A rating company recently took the unusual step of upgrading Oak Harbor’s outstanding bond rating, according to Oak Harbor City Administrator Doug Merriman.

Merriman explained that the bond-rating companies review outstanding bond or debt ratings to see if the initial assurance ratings should be adjusted, but ratings usually do not change over the life of a bond.

The Standards and Poors rating committee, however, met last week and agreed to upgrade the city’s bond rating from AA- to AA, which means the city is on strong fiscal footing.

“A bond rating is a grade given to a city’s bond issue that rates its investment quality, the fiscal soundness reflected in a city’s financial statements, and the history of a city’s financial management practices,” Merriman wrote in an email.

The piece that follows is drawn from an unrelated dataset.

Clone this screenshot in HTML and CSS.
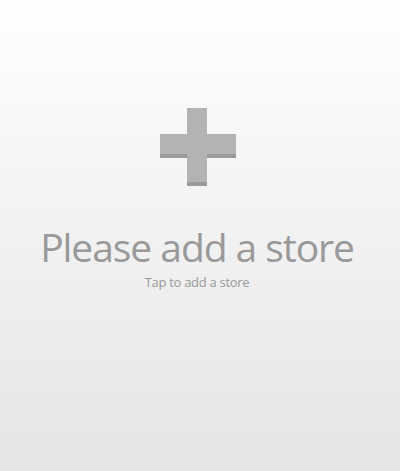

The AA rating means that the city of Oak Harbor has “very strong creditworthiness.”

If the city were to issue general obligation bonds today, the AA rating would convert to a lower interest rate than the previous AA- rating, Merriman explained. The AA rating puts the city in the upper group of cities its size.

The highest rating is AAA.

Factors that will likely prevent the city from achieving the highest rating are the smaller population, the city’s lower-than-average per-capita income and the city’s lower-than-average property values. He said very few cities except the very large ones, like Seattle, ever achieve the AAA rating, said Merriman.

“Truly, this is the result of a great deal of hard work over the years by staff combined with strong support by the current city council, and past city councils, to budget with long-term goals in mind to get us to this strong fiscal point,” he said.